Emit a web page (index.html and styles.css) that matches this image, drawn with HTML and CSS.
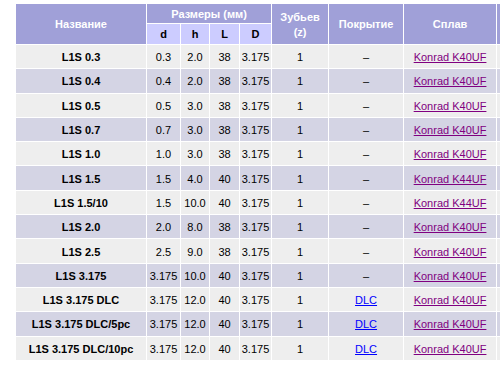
FILE: index.html
```html
<!DOCTYPE html>
<html lang="ru">
<head>
<meta charset="utf-8">
<title>L1S</title>
<link rel="stylesheet" href="styles.css">
</head>
<body>
<table class="spec">
  <colgroup>
    <col class="c-name"><col class="c-d"><col class="c-h"><col class="c-l"><col class="c-dd"><col class="c-z"><col class="c-p"><col class="c-s"><col class="c-x">
  </colgroup>
  <thead>
    <tr class="h1">
      <th rowspan="2">Название</th>
      <th colspan="4">Размеры (мм)</th>
      <th rowspan="2">Зубьев<br>(z)</th>
      <th rowspan="2">Покрытие</th>
      <th rowspan="2">Сплав</th>
      <th rowspan="2"></th>
    </tr>
    <tr class="h2">
      <th class="sub">d</th><th class="sub">h</th><th class="sub">L</th><th class="sub">D</th>
    </tr>
  </thead>
  <tbody>
    <tr class="odd"><td class="name">L1S 0.3</td><td>0.3</td><td>2.0</td><td>38</td><td>3.175</td><td>1</td><td>–</td><td><a class="alloy" href="#">Konrad K40UF</a></td><td></td></tr>
    <tr class="even"><td class="name">L1S 0.4</td><td>0.4</td><td>2.0</td><td>38</td><td>3.175</td><td>1</td><td>–</td><td><a class="alloy" href="#">Konrad K40UF</a></td><td></td></tr>
    <tr class="odd"><td class="name">L1S 0.5</td><td>0.5</td><td>3.0</td><td>38</td><td>3.175</td><td>1</td><td>–</td><td><a class="alloy" href="#">Konrad K40UF</a></td><td></td></tr>
    <tr class="even"><td class="name">L1S 0.7</td><td>0.7</td><td>3.0</td><td>38</td><td>3.175</td><td>1</td><td>–</td><td><a class="alloy" href="#">Konrad K40UF</a></td><td></td></tr>
    <tr class="odd"><td class="name">L1S 1.0</td><td>1.0</td><td>3.0</td><td>38</td><td>3.175</td><td>1</td><td>–</td><td><a class="alloy" href="#">Konrad K40UF</a></td><td></td></tr>
    <tr class="even"><td class="name">L1S 1.5</td><td>1.5</td><td>4.0</td><td>40</td><td>3.175</td><td>1</td><td>–</td><td><a class="alloy" href="#">Konrad K44UF</a></td><td></td></tr>
    <tr class="odd"><td class="name">L1S 1.5/10</td><td>1.5</td><td>10.0</td><td>40</td><td>3.175</td><td>1</td><td>–</td><td><a class="alloy" href="#">Konrad K44UF</a></td><td></td></tr>
    <tr class="even"><td class="name">L1S 2.0</td><td>2.0</td><td>8.0</td><td>38</td><td>3.175</td><td>1</td><td>–</td><td><a class="alloy" href="#">Konrad K40UF</a></td><td></td></tr>
    <tr class="odd"><td class="name">L1S 2.5</td><td>2.5</td><td>9.0</td><td>38</td><td>3.175</td><td>1</td><td>–</td><td><a class="alloy" href="#">Konrad K40UF</a></td><td></td></tr>
    <tr class="even"><td class="name">L1S 3.175</td><td>3.175</td><td>10.0</td><td>40</td><td>3.175</td><td>1</td><td>–</td><td><a class="alloy" href="#">Konrad K40UF</a></td><td></td></tr>
    <tr class="odd"><td class="name">L1S 3.175 DLC</td><td>3.175</td><td>12.0</td><td>40</td><td>3.175</td><td>1</td><td><a class="coat" href="#">DLC</a></td><td><a class="alloy" href="#">Konrad K40UF</a></td><td></td></tr>
    <tr class="even"><td class="name">L1S 3.175 DLC/5pc</td><td>3.175</td><td>12.0</td><td>40</td><td>3.175</td><td>1</td><td><a class="coat" href="#">DLC</a></td><td><a class="alloy" href="#">Konrad K40UF</a></td><td></td></tr>
    <tr class="odd"><td class="name">L1S 3.175 DLC/10pc</td><td>3.175</td><td>12.0</td><td>40</td><td>3.175</td><td>1</td><td><a class="coat" href="#">DLC</a></td><td><a class="alloy" href="#">Konrad K40UF</a></td><td></td></tr>
  </tbody>
</table>
</body>
</html>
```

FILE: styles.css
```css
html, body {
  margin: 0;
  padding: 0;
  background: #ffffff;
  overflow: hidden;
}
body {
  padding: 3px 0 0 15px;
  font-family: "Liberation Sans", Arial, sans-serif;
  font-size: 11px;
  color: #000000;
}
.spec {
  table-layout: fixed;
  border-collapse: separate;
  border-spacing: 1px;
  background: #ffffff;
  width: 486px;
}
.c-name { width: 130px; }
.c-d { width: 33px; }
.c-h { width: 28px; }
.c-l { width: 29px; }
.c-dd { width: 31px; }
.c-z { width: 56px; }
.c-p { width: 74px; }
.c-s { width: 92px; }
.c-x { width: 3px; }
.spec th, .spec td {
  padding: 0;
  text-align: center;
  vertical-align: middle;
  white-space: nowrap;
  overflow: hidden;
}
.spec th {
  background: #a0a0d8;
  color: #ffffff;
  font-weight: bold;
  line-height: 15px;
}
.h1 th { height: 18px; padding-top: 1px; }
.h2 th { height: 20px; }
.spec th.sub {
  background: #ccccff;
  color: #000000;
}
.spec td { height: 22.3px; padding-top: 1px; }
.odd td { background: #eeeeee; }
.even td { background: #d4d4e4; }
.spec td.name { font-weight: bold; }
.alloy { color: #800080; text-decoration: underline; }
.coat { color: #0000ff; text-decoration: underline; }
```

------------------------------

__Written problem__.
Go through the material and copy out every line with "styles" in it.

__Response for this exercise__.
Emit a web page (index.html and styles.css) that matches this image, drawn with HTML and CSS.
<link rel="stylesheet" href="styles.css">
FILE: styles.css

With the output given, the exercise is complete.